In 2025, they've added fingerprinting that goes beyond IP addresses. Your browser configuration, installed fonts, screen resolution, time zone—all these data points combine into a unique identifier. Even with proxies, if your fingerprint looks robotic, you're getting blocked.
The countermeasures that work involve mimicking human unpredictability. Random delays between actions. Occasional mouse movements. Variations in scroll speed. Using residential proxies that look like real home internet connections rather than data center IPs.
I've found success by treating scrapers like they're real users on a coffee break, casually browsing rather than systematically harvesting. It's slower, but it survives longer.
Beyond legal requirements, there's an ethical line worth respecting. Public data doesn't mean unlimited access. If you're scraping someone's public posts to build a harassment dossier, the fact that it's technically legal doesn't make it right.
Good practice means limiting scope to business intelligence needs. Analyzing market trends doesn't require personal identifying information. Studying engagement patterns doesn't need exact user locations. Strip out unnecessary details before storing data.
Transparency matters too. If you're using scraped data for research, disclose that in your methodology. If customers ask how you got market insights, be honest about public data collection. The shadier your methods feel, the more likely they'll backfire reputationally.
For companies handling any personal data, even from public sources, privacy regulations like GDPR apply. Just because someone posted publicly doesn't waive their privacy rights under these laws. Consult lawyers who specialize in data privacy, not just contract law.
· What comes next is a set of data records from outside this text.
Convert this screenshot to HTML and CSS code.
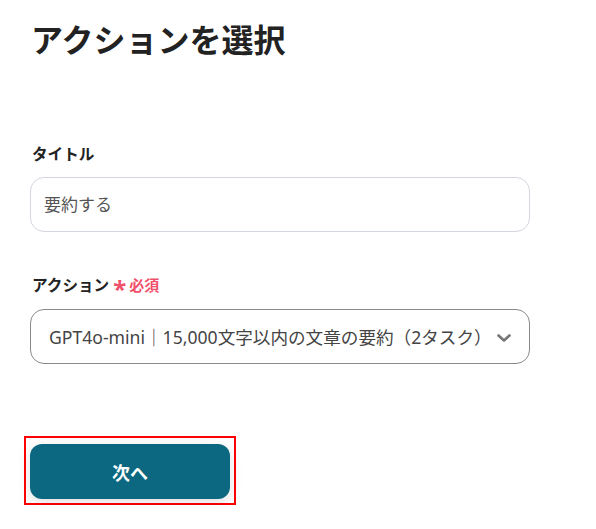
FILE: index.html
```html
<!DOCTYPE html>
<html lang="ja">
<head>
    <meta charset="UTF-8">
    <meta name="viewport" content="width=device-width, initial-scale=1.0">
    <title>アクションを選択</title>
    <link rel="stylesheet" href="styles.css">
</head>
<body>
    <main class="panel">
        <h1 class="page-title">アクションを選択</h1>

        <div class="field field-title">
            <label class="field-label" for="title-input">タイトル</label>
            <div class="text-box" id="title-input">要約する</div>
        </div>

        <div class="field field-action">
            <label class="field-label">アクション<span class="required"><span class="mark">*</span>必須</span></label>
            <div class="select-box">
                <span class="select-value">GPT4o-mini｜15,000文字以内の文章の要約（2タスク）</span>
                <svg class="chevron" width="16" height="10" viewBox="0 0 16 10" aria-hidden="true">
                    <path d="M2.5 2.5 L8 7.5 L13.5 2.5" fill="none" stroke="#757575" stroke-width="2.6" stroke-linecap="round" stroke-linejoin="round"/>
                </svg>
            </div>
        </div>

        <div class="actions">
            <div class="highlight">
                <button class="next-btn">次へ</button>
            </div>
        </div>
    </main>
</body>
</html>
```

FILE: styles.css
```css
body {
    margin: 0;
    padding: 0;
    background: #ffffff;
    color: #222222;
    font-family: "Noto Sans", "Noto Sans CJK JP", sans-serif;
}
.panel {
    width: 500px;
    padding: 16px 0 0 30px;
}
.page-title {
    margin: 0 0 0 1px;
    font-size: 32px;
    line-height: 48px;
    font-weight: 700;
    color: #222222;
}
.field-title {
    margin-top: 78px;
}
.field-action {
    margin-top: 41px;
}
.field-label {
    display: flex;
    align-items: center;
    margin-left: 2px;
    font-size: 15.6px;
    line-height: 24px;
    font-weight: 700;
    color: #222222;
}
.required {
    display: flex;
    align-items: center;
    margin-left: 4px;
    font-size: 15px;
    font-weight: 700;
    color: #f0506a;
}
.mark {
    font-size: 24px;
    line-height: 14px;
    margin-right: 3px;
    padding-top: 7px;
}
.text-box {
    margin-top: 11px;
    box-sizing: border-box;
    height: 55px;
    border: 1px solid #d3d7de;
    border-radius: 14px;
    padding: 0 13px 3px 13px;
    display: flex;
    align-items: center;
    font-size: 17px;
    color: #555555;
}
.field-action .select-box {
    margin-top: 12px;
}
.select-box {
    height: 55px;
    box-sizing: border-box;
    border: 1px solid #8a8a8a;
    border-radius: 14px;
    padding: 0 17px 0 18px;
    display: flex;
    align-items: center;
    justify-content: space-between;
}
.select-value {
    font-size: 17.6px;
    color: #444444;
    white-space: nowrap;
}
.chevron {
    flex: none;
    margin-top: 2px;
}
.actions {
    margin-top: 80px;
}
.highlight {
    display: inline-block;
    margin-left: -6px;
    margin-top: -8px;
    padding: 6px 4px 4px 4px;
    border: 2px solid #ff0000;
}
.next-btn {
    display: block;
    width: 200px;
    height: 55px;
    border: none;
    border-radius: 12px;
    background: #0b6880;
    color: #ffffff;
    font-family: "Noto Sans", "Noto Sans CJK JP", sans-serif;
    font-size: 18px;
    font-weight: 700;
    box-shadow: 0 4px 14px rgba(0, 0, 0, 0.12);
    cursor: pointer;
}
```
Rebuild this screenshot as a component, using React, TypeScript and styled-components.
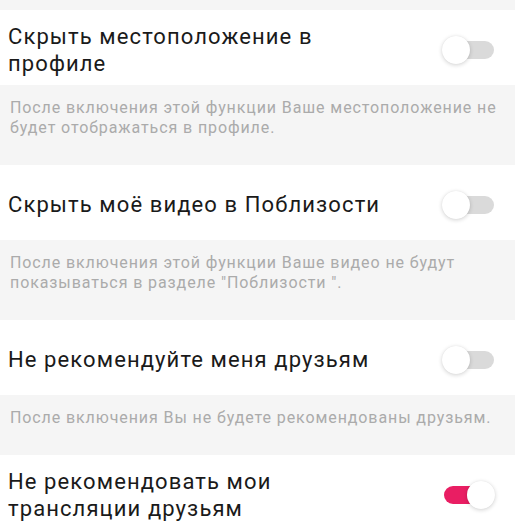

Sometimes the smartest move is not scraping at all. Facebook's Graph API, while limited, provides legitimate access to some public data. The approval process is bureaucratic and often frustrating, but approved apps get structured data without the cat-and-mouse game.
Purchasing datasets from compliant providers is another option. Companies like Bright Data maintain large-scale scraping operations with legal teams ensuring compliance. You're paying for their risk management and infrastructure.
Manual collection works for small-scale needs. If you need insights from 20 competitor pages, spending a few hours browsing and note-taking beats the complexity of automated scraping. Not every problem needs a technical solution.
After working through dozens of Facebook scraping projects, here's what I tell clients: start with your actual business need. If you need quick insights from a handful of pages, use pre-built tools or manual methods. If you're building a long-term market intelligence system, invest in either custom development or commercial APIs.
Budget matters. Custom scrapers cost engineering time upfront but run cheap thereafter. Commercial APIs flip that—low initial investment, ongoing monthly costs. Pre-built open-source tools fall somewhere in the middle, requiring technical skills to implement but no per-use fees.
Most importantly, accept that Facebook scraping in 2025 requires ongoing maintenance. The platform changes constantly. Your scraper that works today might break next week when Facebook redesigns their post layout. Build in time for monitoring and adjustments, or pay someone else to handle that burden.
The data is valuable, the techniques are proven, but the landscape demands respect. Approach Facebook scraping with strategy, ethics, and realistic expectations about what's actually achievable. That's how you turn public data into business insights without ending up on the wrong side of a cease-and-desist letter.